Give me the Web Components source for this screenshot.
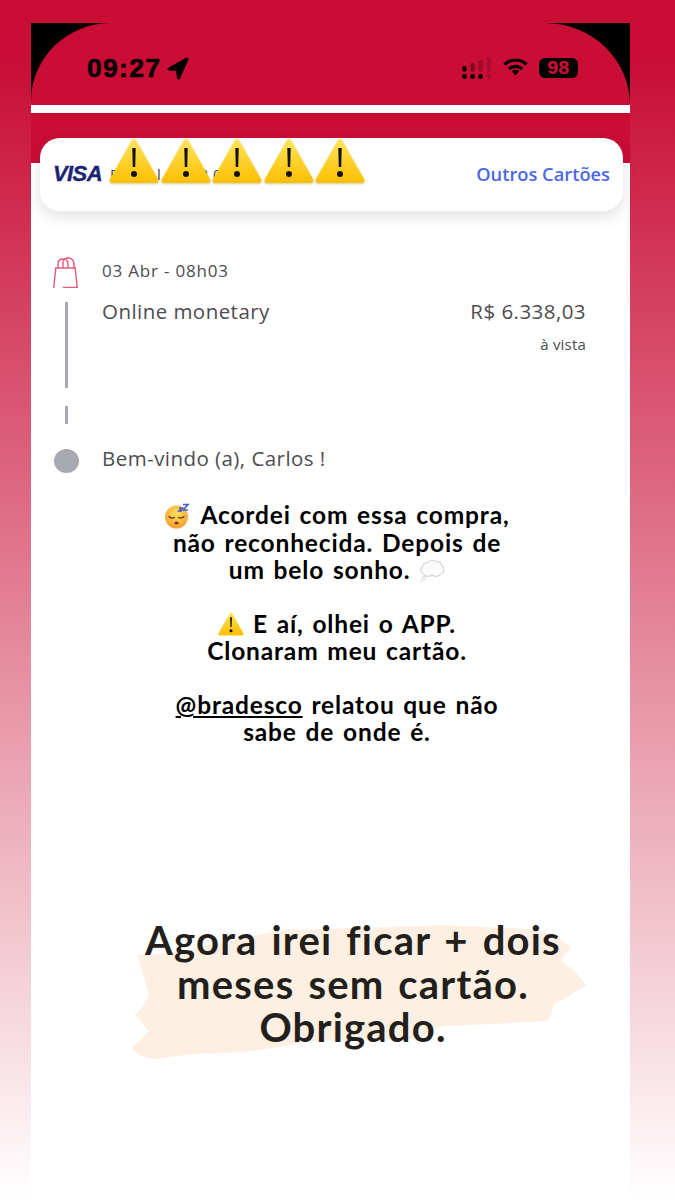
<!DOCTYPE html>
<html lang="pt-BR">
<head>
<meta charset="utf-8">
<title>Story</title>
<style>
  html, body { margin: 0; padding: 0; }
</style>
</head>
<body>

<story-page>
  <status-bar></status-bar>
  <card-header></card-header>
  <tx-row date="03 Abr - 08h03" name="Online monetary" price="R$ 6.338,03" terms="à vista"></tx-row>
  <welcome-row>Bem-vindo (a), Carlos !</welcome-row>
  <story-note>
    <p><sleep-icon></sleep-icon> Acordei com essa compra,<br>não reconhecida. Depois de<br>um belo sonho. <cloud-icon></cloud-icon></p>
    <p><warn-icon size="26"></warn-icon> E aí, olhei o APP.<br>Clonaram meu cartão.</p>
    <p><u>@bradesco</u> relatou que não<br>sabe de onde é.</p>
  </story-note>
  <closing-note>Agora irei ficar + dois<br>meses sem cartão.<br>Obrigado.</closing-note>
</story-page>

<script>
class StoryPage extends HTMLElement {
  constructor() {
    super();
    this.attachShadow({ mode: 'open' }).innerHTML = `
      <style>
        :host { display: block; width: 675px; height: 1200px; overflow: hidden;
                background: linear-gradient(#c90d35 0, #c90d35 60px, #ffffff 1200px);
                padding: 23px 45px 0 31px; box-sizing: border-box; }
        .screen { width: 599px; height: 1177px; background: #fff; }
      </style>
      <div class="screen"><slot></slot></div>`;
  }
}

class StatusBar extends HTMLElement {
  constructor() {
    super();
    this.attachShadow({ mode: 'open' }).innerHTML = `
      <style>
        :host { display: block; background: #000; border-bottom: 8px solid #fff; }
        .bar { height: 82px; background: #c90d35; border-radius: 80px 85px 0 0 / 78px 82px 0 0;
               display: flex; align-items: flex-start; padding: 30px 52px 0 56px; box-sizing: border-box; }
        .time { font: bold 26.5px/30px "Liberation Sans", sans-serif; color: #000; letter-spacing: 1.3px;
                -webkit-text-stroke: .5px #000; }
        .arrow { margin: 4px 0 0 6px; }
        .right { margin-left: auto; display: flex; align-items: flex-start; gap: 11px; margin-top: 5px; }
        .batt { width: 39px; height: 20px; background: #000; border-radius: 6px; color: #c90d35;
                font: bold 19px/20px "Liberation Sans", sans-serif; text-align: center; letter-spacing: .5px;
                -webkit-text-stroke: .3px #c90d35; }
      </style>
      <div class="bar">
        <span class="time">09:27</span>
        <svg class="arrow" width="22" height="23" viewBox="0 0 21 22">
          <path d="M19 2 L2 11.500 L10 12 L11 20 Z" fill="#000" stroke="#000" stroke-width="3" stroke-linejoin="round"/>
        </svg>
        <div class="right">
          <svg width="30" height="24" viewBox="0 0 30 24" style="margin-top:-1px">
            <g fill="#000">
              <circle cx="2.500" cy="19.500" r="2.400"/><circle cx="10.500" cy="19.500" r="2.400"/><circle cx="18.500" cy="19.500" r="2.400"/>
              <rect x="0.500" y="9" width="4" height="5.500" rx="1.500"/>
            </g>
            <circle cx="27" cy="19.500" r="2.400" fill="#8a0a25" opacity=".55"/>
            <rect x="8.500" y="6" width="4" height="8.500" rx="1.500" fill="#7a0a22"/>
            <rect x="16.500" y="3" width="4" height="11.500" rx="1.500" fill="#9a0b2b"/>
            <rect x="25" y="0" width="4" height="14.500" rx="1.500" fill="#a80c2e"/>
          </svg>
          <svg width="25" height="18" viewBox="0 0 25 18">
            <g fill="none" stroke="#000" stroke-width="3.200">
              <path d="M1.500 6.500 C7.500 0.500 17.500 0.500 23.500 6.500"/>
              <path d="M6 11 C9.500 7.500 15.500 7.500 19 11"/>
            </g>
            <path d="M8.800 13 C11 11.300 14 11.300 16.200 13 L12.500 17.500 Z" fill="#000"/>
          </svg>
          <span class="batt">98</span>
        </div>
      </div>`;
  }
}

class CardHeader extends HTMLElement {
  constructor() {
    super();
    this.attachShadow({ mode: 'open' }).innerHTML = `
      <style>
        :host { display: block; padding: 25px 7px 0 9px; background: linear-gradient(#c90d35 50px, #fff 50px); }
        .card { position: relative; height: 73px; background: #fff; border-radius: 20px;
                box-shadow: 0 6px 14px rgba(60,60,70,.14); display: flex; align-items: flex-start;
                padding: 23px 13px 0 13px; box-sizing: border-box; }
        .visa { font: italic bold 22px/26px "Liberation Sans", sans-serif; color: #1a2472; letter-spacing: -.6px;
                -webkit-text-stroke: .4px #1a2472; }
        .num { font: 15px/26px "Open Sans", sans-serif; color: #444; margin-left: 8px; letter-spacing: 4.500px; white-space: nowrap; }
        .link { margin-left: auto; font: 600 18.300px/26px "Open Sans", sans-serif; color: #4a68e2; }
        .warns { position: absolute; left: 69px; top: 0; display: flex; gap: 1.500px;
                 filter: drop-shadow(0 1px 1px rgba(120,90,0,.35)); }
      </style>
      <div class="card">
        <span class="visa">VISA</span>
        <span class="num">Final 2020</span>
        <span class="link">Outros Cartões</span>
        <div class="warns">
          <warn-icon size="50"></warn-icon><warn-icon size="50"></warn-icon><warn-icon size="50"></warn-icon><warn-icon size="50"></warn-icon><warn-icon size="50"></warn-icon>
        </div>
      </div>`;
  }
}

class WarnIcon extends HTMLElement {
  constructor() {
    super();
    let size = this.getAttribute('size') || 26;
    this.attachShadow({ mode: 'open' }).innerHTML = `
      <style>
        :host { display: inline-block; line-height: 0; vertical-align: -3px; }
      </style>
      <svg width="${size}" height="${size * 0.92}" viewBox="0 0 50 46">
        <defs>
          <linearGradient id="g" x1="0" y1="0" x2="0" y2="1">
            <stop offset="0" stop-color="#ffe55a"/><stop offset="1" stop-color="#fdbf00"/>
          </linearGradient>
        </defs>
        <path d="M25 1 C26 1 27 2 27.500 3 L49 41 C50 43 49 45 47 45 L3 45 C1 45 0 43 1 41 L22.500 3 C23 2 24 1 25 1 Z" fill="url(#g)"/>
        <path d="M23.300 10 L26.700 10 L26.200 29 L23.800 29 Z" fill="#111"/>
        <circle cx="25" cy="36" r="3" fill="#111"/>
      </svg>`;
  }
}

class SleepIcon extends HTMLElement {
  constructor() {
    super();
    this.attachShadow({ mode: 'open' }).innerHTML = `
      <style>:host { display: inline-block; line-height: 0; vertical-align: -5px; margin-right: 2px; }</style>
      <svg width="26" height="26" viewBox="0 0 26 26">
        <defs>
          <radialGradient id="f" cx=".5" cy=".35" r=".7">
            <stop offset="0" stop-color="#ffdf5e"/><stop offset="1" stop-color="#f59a2f"/>
          </radialGradient>
        </defs>
        <circle cx="12.500" cy="14" r="11.500" fill="url(#f)"/>
        <path d="M5 13.500 Q7.500 16 10.500 14.500 M14.500 14.500 Q17.500 16 20 13.500" fill="none" stroke="#5b3412" stroke-width="1.300" stroke-linecap="round"/>
        <ellipse cx="12.500" cy="20" rx="2.200" ry="1.600" fill="#7a3a1a"/>
        <path d="M15 5 H18 L15 8 H18 M19 1.500 H24 L19 7 H24" fill="none" stroke="#3f5fc8" stroke-width="1.600"/>
      </svg>`;
  }
}

class CloudIcon extends HTMLElement {
  constructor() {
    super();
    this.attachShadow({ mode: 'open' }).innerHTML = `
      <style>:host { display: inline-block; line-height: 0; vertical-align: -4px; }</style>
      <svg width="26" height="24" viewBox="0 0 26 24">
        <path d="M8 4 C10 0.500 15 0.500 17 3 C20 2 23 4 23 7 C26 9 25 14 22 15 C20 18 15 18 13 16 C10 18 6 18 5 15 C1 14 1 9 3.500 8 C3 5 6 3.500 8 4 Z" fill="#fbfbfb" stroke="#d4d6da" stroke-width="1.200"/>
        <circle cx="5" cy="19" r="1.800" fill="#f6f6f6" stroke="#d4d6da" stroke-width=".8"/>
        <circle cx="2.500" cy="22" r="1.100" fill="#f6f6f6" stroke="#d4d6da" stroke-width=".6"/>
      </svg>`;
  }
}

class TxRow extends HTMLElement {
  constructor() {
    super();
    let date = this.getAttribute('date');
    let name = this.getAttribute('name');
    let price = this.getAttribute('price');
    let terms = this.getAttribute('terms');
    this.attachShadow({ mode: 'open' }).innerHTML = `
      <style>
        :host { display: grid; grid-template-columns: 71px 1fr; height: 192px; padding-top: 46px; box-sizing: content-box;
                font-family: "Open Sans", sans-serif; color: #4c4c52; }
        .rail { display: flex; flex-direction: column; padding-left: 22px; }
        .line { width: 2.500px; background: #a9a9b2; margin-left: 12px; }
        .l1 { height: 86px; margin-top: 14px; }
        .l2 { height: 18px; margin-top: 18px; }
        .body { padding-right: 44px; }
        .date { font-size: 17px; line-height: 22px; margin-top: 3px; letter-spacing: .8px; }
        .main { display: flex; justify-content: space-between; font-size: 20.500px; line-height: 28px; margin-top: 15px; letter-spacing: .45px; }
        .terms { text-align: right; font-size: 15px; line-height: 20px; margin-top: 9px; letter-spacing: .2px; }
      </style>
      <div class="rail">
        <svg width="25" height="31" viewBox="0 0 25 31">
          <g fill="none" stroke="#e8587a" stroke-width="1.400">
            <path d="M0.700 31 L2.800 11 L22.200 11 L24.300 31 M10 30.500 L24 30.500"/>
            <path d="M5 11 V7 C5 3.500 7.500 2 10 2 C13 2 15 4 15 7 V11"/>
            <path d="M10 11 V5.500 C10 2.500 12.500 1 15 1 C19 1 21 4 21 8 V11"/>
          </g>
        </svg>
        <div class="line l1"></div>
        <div class="line l2"></div>
      </div>
      <div class="body">
        <div class="date">${date}</div>
        <div class="main"><span>${name}</span><span>${price}</span></div>
        <div class="terms">${terms}</div>
      </div>`;
  }
}

class WelcomeRow extends HTMLElement {
  constructor() {
    super();
    this.attachShadow({ mode: 'open' }).innerHTML = `
      <style>
        :host { display: flex; align-items: center; height: 24px; padding-left: 23px; gap: 23px;
                font: 20.500px/24px "Open Sans", sans-serif; color: #4c4c52; letter-spacing: .45px; }
        .dot { width: 25px; height: 24px; border-radius: 50%; background: #a9a9b2; flex: none; }
        span { padding-bottom: 7px; }
      </style>
      <div class="dot"></div><span><slot></slot></span>`;
  }
}

class StoryNote extends HTMLElement {
  constructor() {
    super();
    this.attachShadow({ mode: 'open' }).innerHTML = `
      <style>
        :host { display: block; padding: 28px 0 0 0; width: 612px;
                font: bold 24.500px/27px "Lato", sans-serif; color: #000; text-align: center; letter-spacing: .85px; word-spacing: 2px; }
        ::slotted(p) { margin: 0 0 27px 0; }
      </style>
      <slot></slot>`;
  }
}

class ClosingNote extends HTMLElement {
  constructor() {
    super();
    this.attachShadow({ mode: 'open' }).innerHTML = `
      <style>
        :host { display: block; position: relative; margin-top: 174px; width: 644px;
                font: bold 40px/43.500px "Lato", sans-serif; color: #231f1c; text-align: center; letter-spacing: 1.200px; word-spacing: 3px; }
        svg { position: absolute; left: 102px; top: 6px; }
        .text { position: relative; }
      </style>
      <svg width="454" height="135" viewBox="0 0 454 135">
        <path d="M5 31 L26 30 L44 28 L72 22 L100 16 L150 6 L230 4 L310 1 L394 5 L420 10 L437 23 L430 30 L427 36 L440 46 L452 60 L436 70 L420 78 L418 86 L414 95 L360 98 L310 100 L296 106 L277 113 L177 115 L140 122 L110 126 L60 128 L20 133 L8 130 L0 123 L8 116 L17 106 L10 98 L4 90 L12 80 L17 70 L12 52 L7 36 Z" fill="#fdf0e2" stroke="#fdf0e2" stroke-width="2" stroke-linejoin="round"/>
      </svg>
      <div class="text"><slot></slot></div>`;
  }
}

customElements.define('story-page', StoryPage);
customElements.define('status-bar', StatusBar);
customElements.define('card-header', CardHeader);
customElements.define('warn-icon', WarnIcon);
customElements.define('sleep-icon', SleepIcon);
customElements.define('cloud-icon', CloudIcon);
customElements.define('tx-row', TxRow);
customElements.define('welcome-row', WelcomeRow);
customElements.define('story-note', StoryNote);
customElements.define('closing-note', ClosingNote);
</script>
</body>
</html>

*-*-*

Exercise objective -> Reproduce exactly the run of lines that opens the listing and closes with the line holding "</story-page>". Pictures are excluded.

Full response ->
Give me the Web Components source for this screenshot.
<!DOCTYPE html>
<html lang="pt-BR">
<head>
<meta charset="utf-8">
<title>Story</title>
<style>
  html, body { margin: 0; padding: 0; }
</style>
</head>
<body>

<story-page>
  <status-bar></status-bar>
  <card-header></card-header>
  <tx-row date="03 Abr - 08h03" name="Online monetary" price="R$ 6.338,03" terms="à vista"></tx-row>
  <welcome-row>Bem-vindo (a), Carlos !</welcome-row>
  <story-note>
    <p><sleep-icon></sleep-icon> Acordei com essa compra,<br>não reconhecida. Depois de<br>um belo sonho. <cloud-icon></cloud-icon></p>
    <p><warn-icon size="26"></warn-icon> E aí, olhei o APP.<br>Clonaram meu cartão.</p>
    <p><u>@bradesco</u> relatou que não<br>sabe de onde é.</p>
  </story-note>
  <closing-note>Agora irei ficar + dois<br>meses sem cartão.<br>Obrigado.</closing-note>
</story-page>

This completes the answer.